Given exercise: Find every line in the records below that holds the word "React", and copy each one.

[A block of data]
--------------------

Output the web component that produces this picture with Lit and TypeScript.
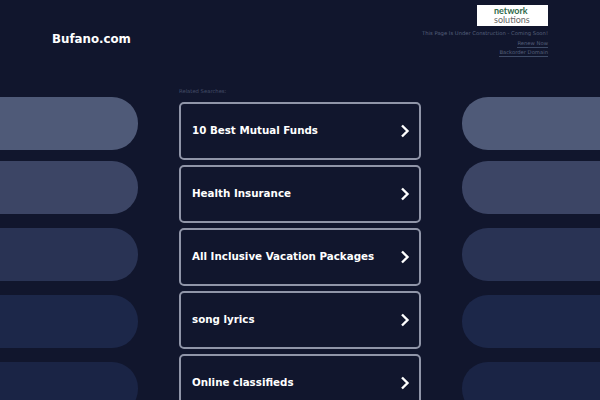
import { LitElement, html, css } from "lit";
import { customElement } from "lit/decorators.js";

const PILLS = ["#4f5a78", "#3c4565", "#293354", "#1c2749", "#1a2445"];
const LINKS = ["10 Best Mutual Funds", "Health Insurance", "All Inclusive Vacation Packages", "song lyrics", "Online classifieds"];

@customElement("app-root")
export class AppRoot extends LitElement {
  static styles = css`
    :host { display: block; width: 600px; height: 400px; overflow: hidden; background: #11162d; font-family: "DejaVu Sans", sans-serif; }
    .top { display: flex; justify-content: space-between; align-items: flex-start; height: 87px; padding: 5px 52px 0; box-sizing: border-box; }
    .brand { margin-top: 26px; color: #fff; font-size: 11.8px; font-weight: 700; line-height: 16px; }
    .info { display: flex; flex-direction: column; align-items: flex-end; }
    .logo { width: 71px; height: 21px; padding: 2px 0 0 17px; box-sizing: border-box; background: #fff; display: flex; flex-direction: column; align-items: flex-start; font-family: "Lato", sans-serif; font-size: 9px; line-height: 8.5px; color: #666; margin-bottom: 3px; }
    .logo b { color: #2f6b4a; font-weight: 700; }
    .note, .link { color: #56607c; font-size: 5.25px; line-height: 8px; }
    .link { margin-top: 2px; border-bottom: 1px solid #3d4a66; height: 8px; }
    .link + .link { margin-top: 0; }
    .main { display: grid; grid-template-columns: 138px 1fr 138px; }
    .side { display: flex; flex-direction: column; gap: 14px; padding-top: 10px; }
    .pill { height: 53px; flex: none; }
    .pill:first-child { margin-bottom: -3px; }
    .left .pill { border-radius: 0 26px 26px 0; }
    .right .pill { border-radius: 26px 0 0 26px; }
    .center { width: 242px; justify-self: center; }
    .label { color: #454e69; font-size: 5.25px; line-height: 8px; height: 15px; }
    .cards { display: flex; flex-direction: column; gap: 5px; }
    .card { height: 58px; box-sizing: border-box; border: 2px solid #9095a8; border-radius: 5px; display: flex; align-items: center; justify-content: space-between; padding: 0 9px 0 11px; color: #fff; font-size: 10.3px; font-weight: 700; white-space: nowrap; }
    .card span { padding-bottom: 2px; }
    svg { display: block; width: 10px; height: 14px; }
  `;
  pills() {
    return PILLS.map((c) => html`<div class="pill" style="background:${c}"></div>`);
  }
  render() {
    return html`
      <div class="top">
        <div class="brand">Bufano.com</div>
        <div class="info">
          <div class="logo"><b>network</b><span>solutions</span></div>
          <div class="note">This Page Is Under Construction - Coming Soon!</div>
          <div class="link">Renew Now</div>
          <div class="link">Backorder Domain</div>
        </div>
      </div>
      <div class="main">
        <div class="side left">${this.pills()}</div>
        <div class="center">
          <div class="label">Related Searches:</div>
          <div class="cards">
            ${LINKS.map((t) => html`<div class="card"><span>${t}</span>
              <svg viewBox="0 0 10 14"><path d="M2 1.5 7.5 7 2 12.5" fill="none" stroke="#fff" stroke-width="2.4"/></svg></div>`)}
          </div>
        </div>
        <div class="side right">${this.pills()}</div>
      </div>`;
  }
}
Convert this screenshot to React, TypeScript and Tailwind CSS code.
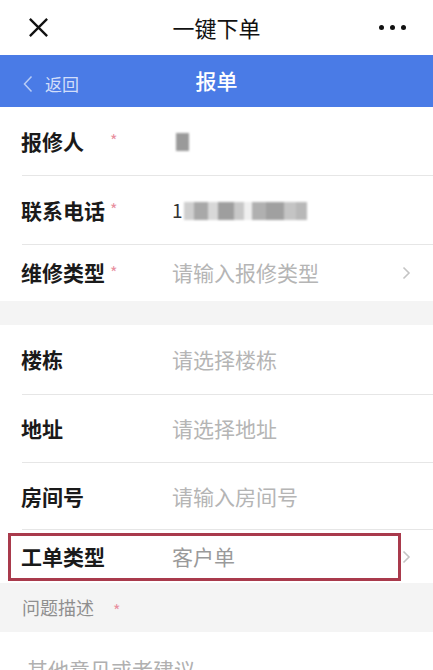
import React from "react";

const font = { fontFamily: '"Noto Sans CJK SC", "Noto Sans", sans-serif' };

function Star({ mt = "-mt-[3px]" }: { mt?: string }) {
  return <span className={`text-[16px] leading-none text-[#e8909f] ${mt}`}>*</span>;
}

function Chevron() {
  return (
    <svg width="9" height="14" viewBox="0 0 9 14" className="shrink-0">
      <path d="M1.5 1.5 L7 7 L1.5 12.5" fill="none" stroke="#c4c4c4" strokeWidth="1.6" />
    </svg>
  );
}

function Row({
  label,
  star,
  value,
  placeholder,
  chevron,
  h,
  divider = true,
}: {
  label: string;
  star?: boolean;
  value?: React.ReactNode;
  placeholder?: string;
  chevron?: boolean;
  h: string;
  divider?: boolean;
}) {
  return (
    <div className={`relative flex items-center pl-[21px] pr-[22px] ${h}`}>
      <div className="flex w-[151px] shrink-0 items-center">
        <span className="w-[89px] text-[21px] font-semibold text-[#1a1a1a] whitespace-nowrap">{label}</span>
        {star && <Star />}
      </div>
      <div className="flex-1 text-[21px] text-[#b5b5b5]">{value ?? placeholder}</div>
      {chevron && <Chevron />}
      {divider && <div className="absolute bottom-0 left-[22px] right-0 h-px bg-[#e6e6e6]" />}
    </div>
  );
}

export default function App() {
  return (
    <div className="w-[433px] h-[670px] overflow-hidden bg-white" style={font}>
      {/* top bar */}
      <div className="grid h-[55px] grid-cols-[1fr_auto_1fr] items-center px-[27px]">
        <svg width="23" height="23" viewBox="0 0 24 24">
          <path d="M3 3 L21 21 M21 3 L3 21" stroke="#111" strokeWidth="2.4" />
        </svg>
        <span className="text-[22px] text-[#111]">一键下单</span>
        <div className="flex justify-end gap-[6px] pr-[-2px]">
          <span className="h-[5px] w-[5px] rounded-full bg-[#111]" />
          <span className="h-[5px] w-[5px] rounded-full bg-[#111]" />
          <span className="h-[5px] w-[5px] rounded-full bg-[#111]" />
        </div>
      </div>
      {/* blue bar */}
      <div className="relative flex h-[52px] items-center justify-center bg-[#4a7be6]">
        <div className="absolute left-[23px] top-0 bottom-0 flex items-center gap-[12px] pt-[6px]">
          <svg width="10" height="18" viewBox="0 0 10 18">
            <path d="M8.5 1.5 L1.5 9 L8.5 16.5" fill="none" stroke="#b8ccf5" strokeWidth="1.5" />
          </svg>
          <span className="text-[17px] text-[#d2defa]">返回</span>
        </div>
        <span className="text-[21px] font-medium text-white">报单</span>
      </div>

      <Row
        label="报修人"
        star
        h="h-[69px]"
        value={<div className="ml-[4px] h-[18px] w-[13px] bg-[#9a9a9a] blur-[1px]" />}
      />
      <Row
        label="联系电话"
        star
        h="h-[69px]"
        value={
          <div className="flex items-center">
            <span className="text-[#333] text-[19px]">1</span>
            <div className="ml-[1px] flex h-[18px] w-[123px] blur-[1.2px]">
              <div className="w-[10px] bg-[#cfcfcf]" />
              <div className="w-[14px] bg-[#a8a8a8]" />
              <div className="w-[10px] bg-[#d8d8d8]" />
              <div className="w-[16px] bg-[#9e9e9e]" />
              <div className="w-[10px] bg-[#c8c8c8]" />
              <div className="w-[8px] bg-[#efefef]" />
              <div className="w-[14px] bg-[#b0b0b0]" />
              <div className="w-[18px] bg-[#a0a0a0]" />
              <div className="w-[12px] bg-[#c4c4c4]" />
              <div className="w-[11px] bg-[#b8b8b8]" />
            </div>
          </div>
        }
      />
      <Row label="维修类型" star placeholder="请输入报修类型" chevron h="h-[56px]" divider={false} />

      <div className="h-[24px] bg-[#f4f4f4]" />

      <Row label="楼栋" placeholder="请选择楼栋" h="h-[70px]" />
      <Row label="地址" placeholder="请选择地址" h="h-[68px]" />
      <Row label="房间号" placeholder="请输入房间号" h="h-[67px]" />

      <div className="relative flex h-[53px] items-center pr-[22px]">
        <div className="ml-[8px] flex h-[48px] w-[393px] items-center border-[3px] border-[#a93a4c] pl-[10px]">
          <span className="w-[151px] text-[21px] font-semibold text-[#1a1a1a]">工单类型</span>
          <span className="text-[21px] text-[#9a9a9a]">客户单</span>
        </div>
        <div className="ml-auto">
          <Chevron />
        </div>
      </div>

      <div className="flex h-[49px] items-center bg-[#f4f4f4] pl-[22px]">
        <span className="w-[91px] text-[18px] text-[#8f8f8f]">问题描述</span>
        <Star mt="mt-[4px]" />
      </div>

      <div className="pl-[27px] pt-[22px] text-[21px] text-[#b0b0b0]">其他意见或者建议</div>
    </div>
  );
}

--------------------

Exercise answer:
Convert this screenshot to React, TypeScript and Tailwind CSS code.
import React from "react";
  value?: React.ReactNode;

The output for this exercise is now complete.